Perry is about to be in the fight of his life in the Republican Primary for Govenor against one of our Senators, Kay Bailee Hutchison. He's doing everything in his power to make him seem like a 'state guy' and her a 'federal pawn.' Distasteful, but expected.
I didn't really see this "different country" when I visited Texas. Maybe I'm just used to the desert and ocean or something but the people there seemed no different than the people who lived in California, with a few exceptions.
It's not about the landscape, it's about the attitude. I'll agree that with the massive influx of people from other states over the past 30 years, the state identity isn't as strong as it used be, but it is still there.
My question to you is: What direction is too much? Changing the health care system so it makes sense? Changing the military so it makes sense? Changing our foriegn policy so it makes sense? What part is too much and how does it affect your daily life? Everyone is being represented in the government. There is taxation WITH representation.
It comes down to perception more than anything else. People are feeling the economic pinch and during this, many are seeing their taxes raised and the taxes they pay being put towards what they perceive as corporate welfare (TARP, etc) as well as wasted through various other programs.
The biggest problem with healthcare reforms is that while we all want reforms that make sense, most of the people that have decent healthcare are scared shitless(myself included) that 1) our costs will go up (while others' costs may go down) and/or 2) our quality of care will decrease.

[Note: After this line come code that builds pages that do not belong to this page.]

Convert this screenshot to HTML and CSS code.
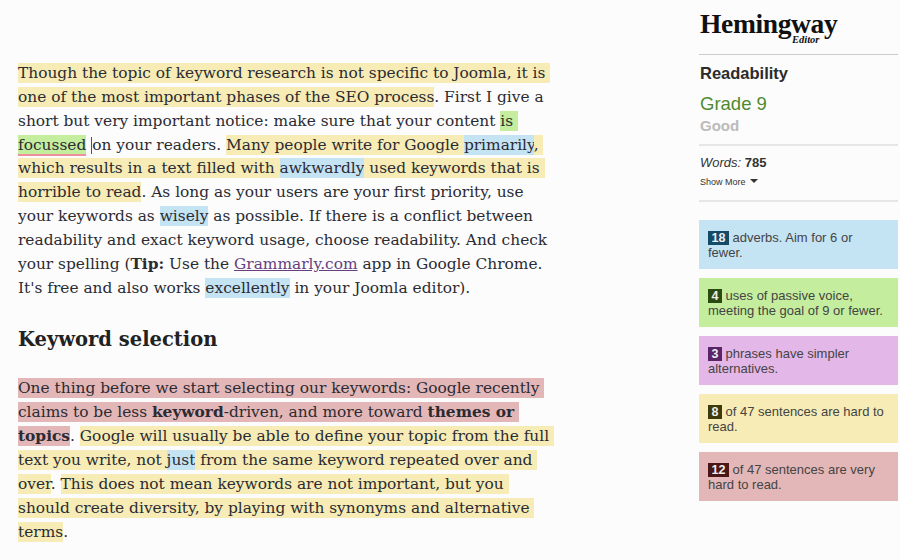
FILE: index.html
```html
<!DOCTYPE html>
<html lang="en">
<head>
<meta charset="utf-8">
<title>Hemingway Editor</title>
<link rel="stylesheet" href="styles.css">
</head>
<body>
<div class="page">
<main class="editor">
<p class="para"><span class="hard">Though the topic of keyword research is not specific to Joomla, it is&nbsp;</span><br>
<span class="hard">one of the most important phases of the SEO process</span>. First I give a<br>
short but very important notice: make sure that your content <span class="passive">is&nbsp;</span><br>
<span class="passive spell">focussed</span> <span class="caret"></span>on your readers. <span class="hard">Many people write for Google </span><span class="adverb">primarily</span><span class="hard">,&nbsp;</span><br>
<span class="hard">which results in a text filled with </span><span class="adverb">awkwardly</span><span class="hard"> used keywords that is&nbsp;</span><br>
<span class="hard">horrible to read</span>. As long as your users are your first priority, use<br>
your keywords as <span class="adverb">wisely</span> as possible. If there is a conflict between<br>
readability and exact keyword usage, choose readability. And check<br>
your spelling (<b>Tip:</b> Use the <a class="link" href="#">Grammarly.com</a> app in Google Chrome.<br>
It's free and also works <span class="adverb">excellently</span> in your Joomla editor).</p>
<h2 class="heading">Keyword selection</h2>
<p class="para"><span class="vhard">One thing before we start selecting our keywords: Google recently&nbsp;</span><br>
<span class="vhard">claims to be less <b>keyword</b>-driven, and more toward <b>themes or&nbsp;</b></span><br>
<span class="vhard"><b>topics</b></span>. <span class="hard">Google will usually be able to define your topic from the full&nbsp;</span><br>
<span class="hard">text you write, not </span><span class="adverb">just</span><span class="hard"> from the same keyword repeated over and&nbsp;</span><br>
<span class="hard">over</span>. <span class="hard">This does not mean keywords are not important, but you&nbsp;</span><br>
<span class="hard">should create diversity, by playing with synonyms and alternative&nbsp;</span><br>
<span class="hard">terms</span>.</p>
</main>
<aside class="side">
<header class="logo"><span class="logo-name">Hemingway</span><span class="logo-sub">Editor</span></header>
<section class="block read">
<h3 class="read-title">Readability</h3>
<div class="grade">Grade 9</div>
<div class="good">Good</div>
</section>
<section class="block counts">
<div class="words"><i>Words:</i> <b>785</b></div>
<div class="more">Show More <span class="tri"></span></div>
</section>
<div class="cards">
<div class="card c-blue"><div><span class="num n-blue">18</span> adverbs. Aim for 6 or</div><div>fewer.</div></div>
<div class="card c-green"><div><span class="num n-green">4</span> uses of passive voice,</div><div>meeting the goal of 9 or fewer.</div></div>
<div class="card c-purple"><div><span class="num n-purple">3</span> phrases have simpler</div><div>alternatives.</div></div>
<div class="card c-yellow"><div><span class="num n-yellow">8</span> of 47 sentences are hard to</div><div>read.</div></div>
<div class="card c-red"><div><span class="num n-red">12</span> of 47 sentences are very</div><div>hard to read.</div></div>
</div>
</aside>
</div>
</body>
</html>
```
FILE: styles.css
```css
* { box-sizing: border-box; }
html, body { margin: 0; padding: 0; }
body { background: #fcfcfc; width: 900px; height: 560px; overflow: hidden; color: #2b2b33; }
.page { display: flex; align-items: flex-start; }
.editor { width: 699px; padding: 62px 0 0 18px; font-family: "DejaVu Serif", serif; font-size: 15.4px; white-space: nowrap; }
.para { margin: 0; line-height: 23.85px; }
.hard, .vhard, .adverb, .passive { padding: 1px 0; }
.heading { margin: 26px 0 23px; font-size: 19.5px; line-height: 28px; font-weight: 700; color: #222; }
.hard { background: #f7ecb5; }
.vhard { background: #e3b7b7; }
.adverb { background: #c4e3f3; }
.passive { background: #c4ed9d; }
.passive.spell { padding-bottom: 0; border-bottom: 2px solid #ee8f9c; }
.caret { display: inline-block; width: 1px; height: 17px; background: #555; vertical-align: -4px; }
.link { color: #663f7e; }
.side { width: 199px; font-family: "Liberation Sans", sans-serif; }
.logo { position: relative; height: 55px; padding: 9px 0 0 1px; border-bottom: 1px solid #ccc; font-family: "Liberation Serif", serif; font-weight: 700; color: #111; }
.logo-name { display: block; font-size: 27.5px; line-height: 30px; letter-spacing: -0.35px; }
.logo-sub { position: absolute; left: 93px; top: 35px; font-size: 10.5px; line-height: 10px; font-style: italic; }
.block { border-bottom: 2px solid #e6e6e6; padding-left: 1px; }
.read { height: 91px; padding-top: 8px; }
.read-title { margin: 0; font-size: 16.5px; line-height: 20px; font-weight: 700; color: #2b2b2b; }
.grade { margin-top: 10px; font-size: 18.5px; line-height: 22px; color: #4f8a2f; }
.good { margin-top: 2px; font-size: 15px; line-height: 18px; font-weight: 700; color: #bbb; }
.counts { height: 56px; padding-top: 9px; }
.words { font-size: 13px; line-height: 15px; color: #333; }
.more { margin-top: 7px; font-size: 9px; line-height: 11px; color: #333; }
.tri { display: inline-block; width: 0; height: 0; margin-left: 2px; vertical-align: 2px; border: 4px solid transparent; border-top-color: #333; border-bottom-width: 0; }
.cards { display: flex; flex-direction: column; gap: 9.25px; margin-top: 18px; }
.card { height: 48.75px; padding: 9.5px 9px; font-size: 13px; line-height: 15px; color: #444; white-space: nowrap; }
.num { display: inline-block; padding: 0 3.5px; font-size: 12.5px; line-height: 14px; font-weight: 700; color: #eee; }
.c-blue { background: #c4e3f3; }
.c-green { background: #c4ed9d; }
.c-purple { background: #e3b7e8; }
.c-yellow { background: #f7ecb5; }
.c-red { background: #e3b7b7; }
.n-blue { background: #154a69; }
.n-green { background: #2b4a12; }
.n-purple { background: #5c2468; }
.n-yellow { background: #3f3a0c; }
.n-red { background: #4a1616; }
```
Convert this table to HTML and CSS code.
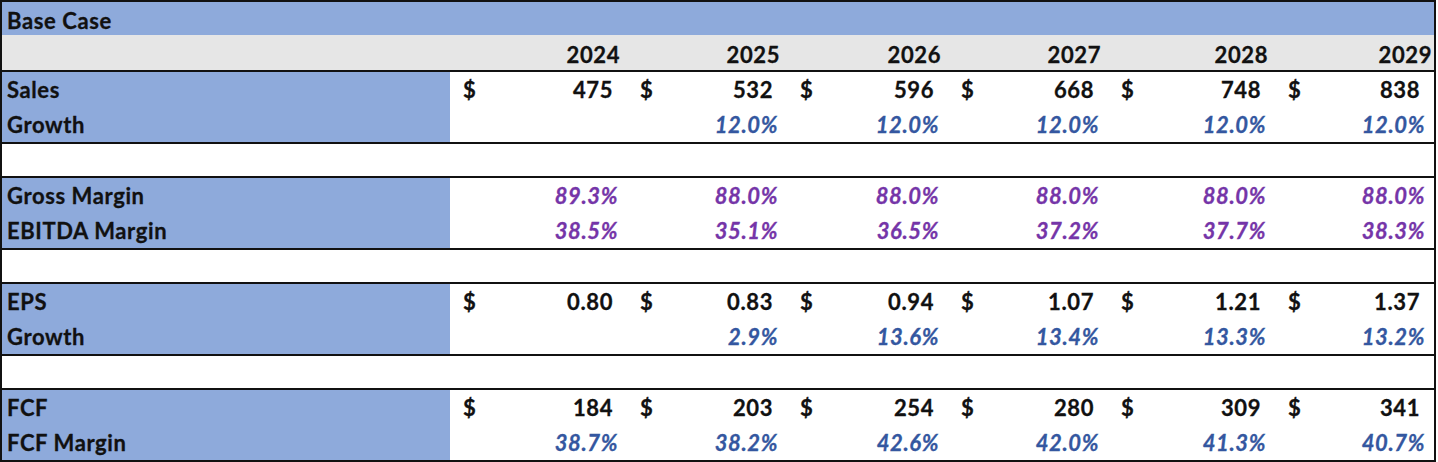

There's also real fear about the government taking on a level of debt that literally could cause an eventual default. I was too young in the 80's to know what people were saying back then, but I know a lot of people that feel like we were already over extended before Obama came into office and now with his trillion dollar deficit we're going past the point of no return.
Top that off with the growing pessimism of paying into a fundamentally flawed social security system that is accruing payment obligations that it can't possibly handle without a major change to benefit structure (which no politician will touch) or a huge jump in taxation, and you've got a lot of people generally worried about what Washington is doing.
It's really about the money. We don't like sending it to Washington in the first place and we like it even less when we perceive that it is being spent frivolously, especially in an economic downturn.